What are your thoughts on Cake Flushing?

It was Nick Frost’s birthday about a week ago. In the space of 24 hours, he got two birthday cakes. He didn’t want to add to his girth, so the only thing to do to give it due ceremony was to flush it down the toilet. Nick is very impressed with America’s toilet flushing. In the U.K. we don’t always have those. It was great to watch a birthday cake go down in flames. We have all of this on tape. 

Will it be on the DVD?

Yes! We have been doing this documentary. We have fifteen minutes every day of us going to the hotel and being in the hotel. I was in San Francisco the other day and I had an hour off. We did drive around and saw as many “Cop” locations as we could. We saw Steve’ McQueen’s apartment in BULLIT. We saw the hill where he does the chase. We saw the Diner where Clint Eastwood says “Make My Day,” which is now a McDonalds.  We found Michael Douglas’s apartment in BASIC INSTINCT.. San Francisco is the perfect place to do that because all of the locations are right down the street from each other.

Is there any temptation to do a big budget American movie? 

I suppose so as long as I can put my stamp on it. The worst thing would be to lose your identity. As long as you can keep your identity and make films then there is no reason “not” do a film here. It would be a challenge, it would be fun.

The thing I am proudest of with SHAUN and HOT FUZZ  is that we made these films set in contemporary Britain. A lot of the films you see have a slight Fairy Tale quality about them. You know, Richard Cursor and Guy Ritchie films are both equally bullshit. What kind of London is that? The films aren’t bullshit. But the London in SNATCH doesn’t really exist. Just like the London in NOTTING HILL doesn’t exist either. To have a film called NOTTING HILL and not have a single have a single black person in it—is really something else. 

How did you guys Cate Blanchett to do that cameo?

Well we knew she was a fan of SHAUN OF THE DEAD, so that was a start. The first scene we wrote in HOT FUZZ was the girlfriend CSI scene. The first joke is that you have this really emotive scene saying farewell to his girlfriend and it was very sentimental. And you can’t see her face. So then when started to try and figure out who could be that person. I thought “Why don’t we get a really heavyweight actress?” 

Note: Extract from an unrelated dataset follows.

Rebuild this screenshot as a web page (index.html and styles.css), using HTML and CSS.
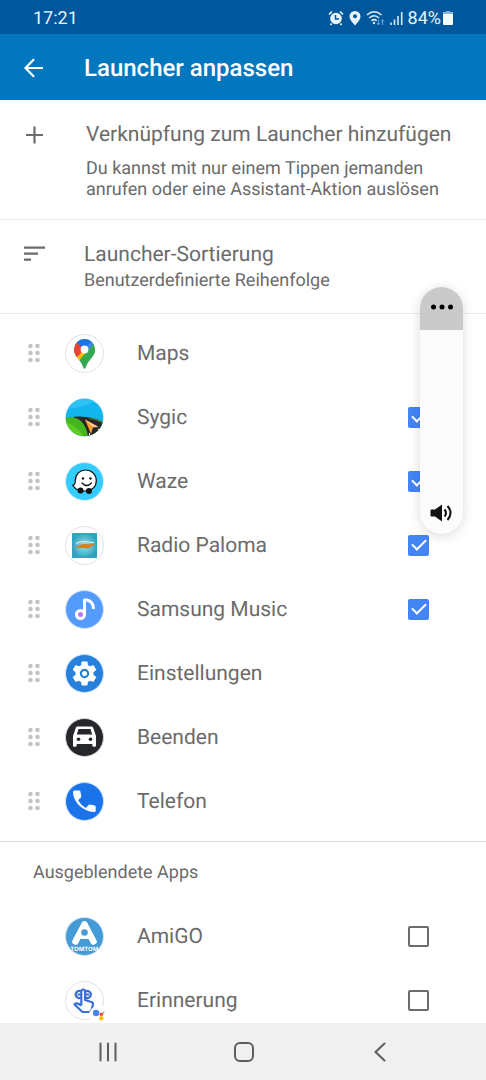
FILE: index.html
```html
<!DOCTYPE html>
<html lang="de">

<head>
  <meta charset="UTF-8">
  <meta name="viewport" content="width=device-width, initial-scale=1.0">
  <title>Launcher anpassen</title>
  <link rel="stylesheet" href="styles.css">
</head>

<body>
  <div class="status">
    <span class="time">17:21</span>
    <div class="status-icons">
      <svg width="16" height="16" viewBox="0 0 16 16">
        <circle cx="8" cy="8.500" r="5.800" fill="#e8f4ff" />
        <path d="M1 4.500 4 1.500M15 4.500l-3-3M3.500 13.500 2.500 15M12.500 13.500l1 1.500" stroke="#e8f4ff" stroke-width="1.700" fill="none" />
        <path d="M7.500 5v4h3.500" stroke="#01579b" stroke-width="1.500" fill="none" />
      </svg>
      <svg width="12" height="16" viewBox="0 0 12 16">
        <path d="M6 1a5.500 5.500 0 0 0-5.500 5.500C.5 10 6 15.500 6 15.500s5.500-5.500 5.500-9A5.500 5.500 0 0 0 6 1z" fill="#e8f4ff" />
        <circle cx="6" cy="6.300" r="2" fill="#01579b" />
      </svg>
      <svg width="19" height="16" viewBox="0 0 19 16">
        <g fill="none" stroke="#d8eaf8" stroke-width="1.600">
          <path d="M1 5q7-6.500 14.500 0M3.300 8q5-4.500 9.700 0M5.500 10.700q2.700-2.300 5.200 0" />
        </g>
        <circle cx="8" cy="13" r="1.200" fill="#d8eaf8" />
        <path d="M12.500 9.500v5M11 13l1.500 2 1.500-2M16.500 15v-5M15 11.500l1.500-2 1.500 2" stroke="#6da3d2" fill="none" />
      </svg>
      <svg width="13" height="16" viewBox="0 0 13 16">
        <path d="M1 12.500V15M4.500 9.500V15M8 6v9M11.700 2v13" stroke="#d8eaf8" stroke-width="1.600" />
      </svg>
      <span class="percent">84%</span>
      <svg width="10" height="16" viewBox="0 0 10 16">
        <path d="M3 1h4v2H3z" fill="#7fabd3" />
        <rect y="2" width="10" height="13" rx="1" fill="#f2f9ff" />
        <path d="M0 4V3q0-1 1-1h8q1 0 1 1v1z" fill="#8db6da" />
      </svg>
    </div>
  </div>

  <header class="appbar">
    <button class="back" type="button" aria-label="Zurück">
      <svg width="20" height="20" viewBox="0 0 20 20">
        <path d="M19 10H2M10 1.300 1.500 10l8.500 8.700" fill="none" stroke="#fff" stroke-width="2.200" />
      </svg>
    </button>
    <h1>Launcher anpassen</h1>
  </header>

  <main>
    <button class="option option-add" type="button">
      <svg width="24" height="28" viewBox="0 0 24 28">
        <path d="M12.500 5.500v17M4 14h17" stroke="#6b6b6b" stroke-width="2.200" />
      </svg>
      <span class="option-text">
        <span class="option-title">Verknüpfung zum Launcher hinzufügen</span>
        <span class="option-desc">Du kannst mit nur einem Tippen jemanden anrufen oder eine Assistant-Aktion auslösen</span>
      </span>
    </button>
    <button class="option" type="button">
      <svg width="24" height="28" viewBox="0 0 24 28">
        <path d="M2 6.700h21M2 12.700h14M2 18.700h7" stroke="#6b6b6b" stroke-width="2.200" />
      </svg>
      <span class="option-text">
        <span class="option-title">Launcher-Sortierung</span>
        <span class="option-desc">Benutzerdefinierte Reihenfolge</span>
      </span>
    </button>

    <svg class="defs" aria-hidden="true">
      <symbol id="grip" viewBox="0 0 14 20">
        <g fill="#c4c4c4">
          <circle cx="3.500" cy="3" r="2.300" />
          <circle cx="10.500" cy="3" r="2.300" />
          <circle cx="3.500" cy="10" r="2.300" />
          <circle cx="10.500" cy="10" r="2.300" />
          <circle cx="3.500" cy="17" r="2.300" />
          <circle cx="10.500" cy="17" r="2.300" />
        </g>
      </symbol>
    </svg>

    <ul class="apps">
      <li>
        <button class="grip" type="button" aria-label="Maps verschieben"><svg width="14" height="20"><use href="#grip" /></svg></button>
        <svg class="icon" viewBox="0 0 39 39">
          <clipPath id="pin">
            <path d="M19.500 5A10.500 10.500 0 0 0 9 15.500c0 4 2 6.500 4.500 9.500 2.500 3.200 4 5.500 4.800 8.500.5 1.700 1.900 1.700 2.400 0 .8-3 2.300-5.300 4.800-8.500 2.500-3 4.500-5.500 4.500-9.500A10.500 10.500 0 0 0 19.500 5z" />
          </clipPath>
          <circle cx="19.500" cy="19.500" r="19" fill="#fff" stroke="#dfe1e5" />
          <g clip-path="url(#pin)">
            <path d="M5 2h30v34H5z" fill="#34a853" />
            <path d="M5 25 20 8l3 10-12 14z" fill="#fbbc04" />
            <path d="M5 8h7l8 7-9.500 9.500L5 20z" fill="#ea4335" />
            <path d="M11.500 8.500 17 2h9l1.500 6L20 16z" fill="#1a73e8" />
            <path d="m23 4 6 6-6.500 8-4-2.500 8-8z" fill="#4285f4" />
            <path d="m29 9-17 20 4 5 20-10V12z" fill="#34a853" />
          </g>
          <circle cx="19.500" cy="15.500" r="3.900" fill="#fff" />
        </svg>
        <label>Maps</label>
      </li>
      <li>
        <button class="grip" type="button" aria-label="Sygic verschieben"><svg width="14" height="20"><use href="#grip" /></svg></button>
        <svg class="icon" viewBox="0 0 39 39">
          <clipPath id="disc">
            <circle cx="19.500" cy="19.500" r="18.700" />
          </clipPath>
          <circle cx="19.500" cy="19.500" r="19" fill="#fff" stroke="#d5eef5" />
          <g clip-path="url(#disc)">
            <path d="M0 0h39v39H0z" fill="#12b5ee" />
            <path d="M0 11Q22 10 32 0H0z" fill="#2fc2f4" />
            <path d="M0 19.500q20-2 39 5V39H0z" fill="#42b51f" />
            <path d="M0 24q12 3 19 15H0z" fill="#5ecb22" />
            <path d="M9 18.700q17-1.500 30 6V34l-5 5H23q-1-10-7-16-3-3-7-3.300z" fill="#26262a" />
            <path d="M24 20q7 1 13 4" stroke="#3f7d2c" stroke-width="1.500" fill="none" />
            <path d="M24.500 35v4M33 31l5 3.500" stroke="#ddd" stroke-width="1.200" />
            <path d="M20 21.500 33.500 29l-5.500.3-2 6.700z" fill="#ff9b2e" />
            <path d="M20 21.500 33.500 29l-5.500.3z" fill="#ffc98c" />
          </g>
        </svg>
        <label for="sygic">Sygic</label>
        <input type="checkbox" id="sygic" checked>
      </li>
      <li>
        <button class="grip" type="button" aria-label="Waze verschieben"><svg width="14" height="20"><use href="#grip" /></svg></button>
        <svg class="icon" viewBox="0 0 39 39">
          <circle cx="19.500" cy="19.500" r="19" fill="#33ccff" stroke="#d9eef6" />
          <path d="M20.500 8c6.300 0 10.800 4.700 10.800 10.500 0 6.300-4.500 10.500-11 10.500h-4C12 28.500 9.500 26 7.800 23.300c2.200-.3 2.500-2 2.500-4.800C10.300 12 15 8 20.500 8z" fill="#fff" stroke="#111" stroke-width="1.200" />
          <circle cx="15.500" cy="28.500" r="3" fill="#111" />
          <circle cx="24" cy="29" r="3" fill="#111" />
          <circle cx="18" cy="16.500" r="1.200" fill="#111" />
          <circle cx="25.500" cy="16.500" r="1.200" fill="#111" />
          <path d="M17 21q4.500 5 9.500 0" stroke="#111" stroke-width="1.300" stroke-linecap="round" fill="none" />
        </svg>
        <label for="waze">Waze</label>
        <input type="checkbox" id="waze" checked>
      </li>
      <li>
        <button class="grip" type="button" aria-label="Radio Paloma verschieben"><svg width="14" height="20"><use href="#grip" /></svg></button>
        <svg class="icon" viewBox="0 0 39 39">
          <radialGradient id="glow">
            <stop offset="0" stop-color="#a5e0ea" />
            <stop offset="1" stop-color="#2fa3bd" />
          </radialGradient>
          <circle cx="19.500" cy="19.500" r="19" fill="#fff" stroke="#dfe1e5" />
          <path d="M7 7h25v25H7z" fill="url(#glow)" />
          <path d="M11 17.500q4-2.500 9-1.800 5 .7 9 .8" stroke="#f3f0de" fill="none" />
          <path d="M8.500 21.500q3.500-.3 5.500-2 2.500-2 6.500-1.500 5.500.6 10.500-.2-3 1-4.500 2.500-2.500 2.500-6.500 2-6-.8-11.500-.8z" fill="#e27a1c" />
        </svg>
        <label for="paloma">Radio Paloma</label>
        <input type="checkbox" id="paloma" checked>
      </li>
      <li>
        <button class="grip" type="button" aria-label="Samsung Music verschieben"><svg width="14" height="20"><use href="#grip" /></svg></button>
        <svg class="icon" viewBox="0 0 39 39">
          <circle cx="19.500" cy="19.500" r="19" fill="#559bfb" stroke="#d9e6f7" />
          <path d="M19.500 25V10h2.500q6.500 1.500 6.500 9" fill="none" stroke="#fff" stroke-width="3" stroke-linejoin="round" />
          <circle cx="15.500" cy="24.500" r="4" fill="#b57be8" stroke="#fff" stroke-width="3" />
        </svg>
        <label for="music">Samsung Music</label>
        <input type="checkbox" id="music" checked>
      </li>
      <li>
        <button class="grip" type="button" aria-label="Einstellungen verschieben"><svg width="14" height="20"><use href="#grip" /></svg></button>
        <svg class="icon" viewBox="0 0 39 39">
          <circle cx="19.500" cy="19.500" r="19" fill="#2680dc" stroke="#cfe6fb" />
          <g transform="translate(4.500 4.500) scale(1.250)">
            <path fill="#fff" d="M19.140 12.940c.04-.3.06-.61.06-.94 0-.32-.02-.64-.07-.94l2.030-1.580a.49.49 0 0 0 .12-.61l-1.920-3.320a.488.488 0 0 0-.59-.22l-2.390.96c-.5-.38-1.030-.7-1.620-.94l-.36-2.540a.484.484 0 0 0-.48-.41h-3.840c-.24 0-.43.17-.47.41l-.36 2.540c-.59.24-1.130.57-1.620.94l-2.390-.96c-.22-.08-.47 0-.59.22L2.740 8.870c-.12.21-.08.47.12.61l2.030 1.580c-.05.3-.09.63-.09.94s.02.640.070.940l-2.030 1.580a.49.49 0 0 0-.12.610l1.920 3.320c.12.220.370.290.590.220l2.390-.960c.5.380 1.030.700 1.620.940l.360 2.540c.050.240.240.410.480.410h3.840c.240 0 .440-.170.470-.410l.360-2.540c.590-.240 1.130-.560 1.620-.940l2.390.960c.220.080.470 0 .590-.220l1.920-3.320c.120-.220.070-.470-.120-.610z" />
            <circle cx="12" cy="12" r="2.900" fill="#fff" stroke="#2680dc" stroke-width="1.800" />
          </g>
        </svg>
        <label>Einstellungen</label>
      </li>
      <li>
        <button class="grip" type="button" aria-label="Beenden verschieben"><svg width="14" height="20"><use href="#grip" /></svg></button>
        <svg class="icon" viewBox="0 0 39 39">
          <circle cx="19.500" cy="19.500" r="19" fill="#25272b" stroke="#d8dadd" />
          <path d="M12.500 8.500h14q1.200 0 1.700 1.300L31 18v9.500q0 1.300-1.300 1.300h-1q-1.400 0-1.400-1.300V26H11.700v1.500q0 1.300-1.400 1.300h-1Q8 28.800 8 27.500V18l2.800-8.200q.5-1.300 1.700-1.300z" fill="#fff" />
          <path d="m13.500 11-1.700 5.500h15.400L25.500 11z" fill="#25272b" />
          <circle cx="13.500" cy="21.300" r="1.800" fill="#25272b" />
          <circle cx="25.500" cy="21.300" r="1.800" fill="#25272b" />
        </svg>
        <label>Beenden</label>
      </li>
      <li>
        <button class="grip" type="button" aria-label="Telefon verschieben"><svg width="14" height="20"><use href="#grip" /></svg></button>
        <svg class="icon" viewBox="0 0 39 39">
          <circle cx="19.500" cy="19.500" r="19" fill="#1a73e8" stroke="#cfe2f8" />
          <path d="M9.500 8.500h4.700q1 0 1.200 1l.9 4.500q.1.800-.4 1.400l-2.800 2.800q2.700 5 7.700 7.700l2.800-2.900q.6-.6 1.400-.4l4.700 1q1 .2 1 1.200v3.700q0 1.500-1.500 1.500C17.500 29.500 8 19.500 8 10q0-1.500 1.500-1.500z" fill="#fff" />
        </svg>
        <label>Telefon</label>
      </li>
    </ul>

    <h2>Ausgeblendete Apps</h2>
    <ul class="apps hidden-apps">
      <li>
        <svg class="icon" viewBox="0 0 39 39">
          <circle cx="19.500" cy="19.500" r="19" fill="#449bd5" stroke="#cfe4f3" />
          <path d="M19.500 7.500 10.500 24.500M19.500 7.500l9 17" stroke="#fff" stroke-width="6.500" stroke-linecap="round" />
          <path d="m19.500 7-7 14 4.500 1h5l4.500-1z" fill="#fff" />
          <circle cx="19.500" cy="15.500" r="3.300" fill="#449bd5" />
          <text x="19.500" y="34" class="brand">TOMTOM</text>
        </svg>
        <label for="amigo">AmiGO</label>
        <input type="checkbox" id="amigo">
      </li>
      <li>
        <svg class="icon" viewBox="0 0 39 39">
          <circle cx="19.500" cy="19.500" r="19" fill="#fff" stroke="#dbe3ee" />
          <g fill="none" stroke="#3b6fd8" stroke-width="2.200" stroke-linejoin="round">
            <path d="M16.300 24.500V10.300q0-1.800 1.900-1.800t1.900 1.800v8.700l6.200 2q2 .7 1.700 2.500l-1.300 5q-.6 2.500-2.500 2.500h-6.700L9.500 23.500q2-2.500 6.800 1" />
            <path d="M16 16.500a3.500 3.500 0 1 1 0-6M20.500 10.500a3.500 3.500 0 1 1 0 6M12.500 13.500h4M20 13.500h4" />
          </g>
          <circle cx="34" cy="34.500" r="10" fill="#fff" />
          <circle cx="31" cy="32" r="3.200" fill="#4285f4" />
          <circle cx="36.300" cy="33.300" r="1.800" fill="#ea4335" />
          <circle cx="38.700" cy="31.500" r=".8" fill="#34a853" />
          <circle cx="36.300" cy="37.200" r="2.200" fill="#fbbc04" />
        </svg>
        <label for="erinnerung">Erinnerung</label>
        <input type="checkbox" id="erinnerung">
      </li>
    </ul>
  </main>

  <!-- 音量面板 浮在列表上面 -->
  <div class="volume">
    <button class="volume-more" type="button" aria-label="Mehr">
      <svg width="24" height="6" viewBox="0 0 24 6">
        <circle cx="3.500" cy="3" r="2.500" />
        <circle cx="12" cy="3" r="2.500" />
        <circle cx="20.500" cy="3" r="2.500" />
      </svg>
    </button>
    <input class="volume-range" type="range" min="0" max="15" value="0" aria-label="Lautstärke">
    <svg width="23" height="18" viewBox="0 0 23 18">
      <path d="M1.500 5.500H5L12 .5v17L5 12.500H1.500Q.5 12.500.5 11.500v-5q0-1 1-1z" fill="#111" />
      <path d="M14.500 5.500q3 3.500 0 7M17.500 2q6 7 0 14" fill="none" stroke="#111" stroke-width="2" />
    </svg>
  </div>

  <nav>
    <button type="button" aria-label="Letzte Apps">
      <svg width="20" height="20" viewBox="0 0 20 20">
        <path d="M2.500 1.500v17M10 1.500v17M17.500 1.500v17" />
      </svg>
    </button>
    <button type="button" aria-label="Startseite">
      <svg width="20" height="20" viewBox="0 0 20 20">
        <rect x="1" y="1" width="18" height="18" rx="5" />
      </svg>
    </button>
    <button type="button" aria-label="Zurück">
      <svg width="20" height="20" viewBox="0 0 20 20">
        <path d="m14.500 1.500-9 8.500 9 8.500" />
      </svg>
    </button>
  </nav>
</body>

</html>
```
FILE: styles.css
```css
* {
  padding: 0;
  margin: 0;
  box-sizing: border-box;
}

body {
  display: flex;
  flex-direction: column;
  height: 100vh;
  position: relative;
  overflow: hidden;
  font-family: Roboto, "Liberation Sans", sans-serif;
  text-rendering: geometricPrecision;
  color: #6b6b6b;
  background-color: #fff;
}

button {
  border: 0;
  background: none;
  font: inherit;
  text-rendering: inherit;
  color: inherit;
  text-align: left;
  cursor: pointer;
}

svg {
  display: block;
  flex: none;
}

.defs {
  display: none;
}

/* status bar */
.status {
  display: flex;
  flex: none;
  justify-content: space-between;
  align-items: center;
  height: 34px;
  padding: 2px 33px 0;
  color: #e8f4ff;
  font-size: 18px;
  background-color: #01579b;
}

.status-icons {
  display: flex;
  align-items: center;
  gap: 5px;
}

.percent {
  margin-right: -3px;
}

/* app bar */
.appbar {
  display: flex;
  flex: none;
  align-items: center;
  gap: 40px;
  height: 66px;
  padding: 2px 24px 0;
  color: #fff;
  background-color: #0277bd;
}

.appbar h1 {
  font-size: 24px;
  font-weight: 500;
}

main {
  flex: 1;
  min-height: 0;
  overflow: hidden;
}

.option {
  display: flex;
  gap: 38px;
  width: 100%;
  padding: 21px 22px 22px;
  border-bottom: 1px solid #ececec;
}

.option-add {
  gap: 40px;
  padding-bottom: 19px;
}

.option-text {
  display: flex;
  flex-direction: column;
  gap: 1px;
}

.option-add .option-text {
  gap: 9px;
}

.option-title {
  font-size: 21px;
  line-height: 28px;
}

.option-desc {
  font-size: 18px;
  line-height: 21px;
}

.apps {
  list-style: none;
  padding: 7px 0 8px;
  border-bottom: 1px solid #d8d8d8;
}

.apps li {
  display: flex;
  align-items: center;
  height: 64px;
  padding: 0 57px 0 27px;
}

.grip {
  margin-right: 24px;
}

.icon {
  width: 39px;
  height: 39px;
  margin-right: 33px;
  overflow: visible;
}

.apps label {
  flex: 1;
  padding-top: 2px;
  font-size: 21px;
}

.apps input {
  appearance: none;
  width: 21px;
  height: 21px;
  border: 2px solid #6b6b6b;
  border-radius: 2px;
}

.apps input:checked {
  display: flex;
  justify-content: center;
  border: 0;
  background-color: #4285f4;
}

.apps input:checked::before {
  content: "";
  box-sizing: border-box;
  width: 8px;
  height: 14px;
  margin-top: 1px;
  border: solid #fff;
  border-width: 0 2px 2px 0;
  transform: rotate(45deg);
}

h2 {
  padding: 20px 33px 0;
  font-size: 18px;
  font-weight: 400;
  line-height: 22px;
}

.hidden-apps {
  padding-top: 20px;
}

.hidden-apps li {
  padding-left: 65px;
}

.brand {
  font: 700 6px "Open Sans", sans-serif;
  text-anchor: middle;
  fill: #fff;
}

/* volume panel */
.volume {
  display: flex;
  flex-direction: column;
  align-items: center;
  position: absolute;
  top: 287px;
  right: 23px;
  width: 43px;
  padding-bottom: 12px;
  border-radius: 22px;
  overflow: hidden;
  background-color: #fcfcfc;
  box-shadow: 0 2px 12px rgba(0, 0, 0, .15);
}

.volume-more {
  display: flex;
  justify-content: center;
  align-items: center;
  width: 100%;
  height: 43px;
  padding-bottom: 3px;
  background-color: #cacaca;
}

.volume-range {
  appearance: none;
  writing-mode: vertical-lr;
  direction: rtl;
  width: 43px;
  height: 174px;
  background: none;
}

.volume-range::-webkit-slider-thumb {
  appearance: none;
  width: 43px;
  height: 1px;
}

/* navigation */
nav {
  display: flex;
  flex: none;
  justify-content: space-around;
  padding: 0 38px 0 40px;
  height: 57px;
  background-color: #f0f0f0;
}

nav button {
  display: flex;
  flex: 1;
  justify-content: center;
  align-items: center;
}

nav svg {
  fill: none;
  stroke: #5c5c5c;
  stroke-width: 2;
  stroke-linecap: round;
}
```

When you make a big budget movie in the U.K., you would not believe the amount of pressure you are put under to put a really big stars in it. I sometimes get criticized for putting too many big name stars in it. If you knew who they wanted me to put in it, you have people saying (this is not the name they suggested), :”If you put Aschton Kutchner in your film you could get an extra 5 million. If you put more American Stars in your movie that’s more marquee value.” We wanted to keep it uniquely British.

So I thought.. let’s get an Oscar winner in there and never let them see her face. And for the record, and this why Cate Blanchett goes to heaven, she donated her fee to charity. 

She is one class lady.

Peter Jackson is in there as well, we got him to play Santa Claus. The irony is we had to give him a fake beard and pad him up. The prerequisite for the role was something he had lost. He was a big supporter of SHAUN when it came out and we’ve become friends. I took a holiday to New Zealand when they were doing KING KONG. I was hanging out like a “work experience kid.” He said he was in the U.K. and would like to do a cameo and I thought “Fucking, he should play Santa.” 

It was brilliant actually, he came down.  He was in London for a week and he actually came all the way down. His cameo is five seconds long. It was really cool, because the night before we were shooting in the castle. It was really tough. We were shooting night scenes in June and only had six hours a night. The night before had been pretty disastrous. And the next night, Peter said “Can I come and watch?’ and I thought “Aw, Fuck!.” Before we started shooting we has a cup of tea and I told him what had happened the night before. The night before we had been shooting a dinner table scene; always a complete bitch because of the eyelines you have to get and coverage when you have people around a table. It’s tougher than shooting a shootout. And Peter says “The scene we did like that in LORD OF THE RINGS, was my least favorite to shoot, for the same reasons. I could not wait to get out opf that scene.  It was really sweet, it was like having him on my shoulder for the rest of the night. 

Your setups are pretty grisly. Was there ever a time when you said “Oh, let’s toss that idea. That’s too over the top” ? 

NO!. (LAUGHS)

It’s FUN doing the murder scenes. We wanted to do an amped up Agatha Christie. Hercule Poirot stories have a HIGH body count, don’t forget. I suppose the idea of the violence in the film was to recapture the hard edge the cop films in the 80’s had. Even BEVERLY HILLS COP is more violent than you would remember. Most of the films I saw on VHS, I was too young to see them so I would go to my brother’s friend house. I was trying to capture the illicit thrill of watching DIE HARD, LETHAL WEAPON, ROBOCOP or THE LAST BOY SCOUT. You have films that covers the spectacular and violent in terms of  people’s demise. That was the vibe we were going for.

I like the aspect of a pleasant comedy having brief outbursts of swearing and ultra-violence.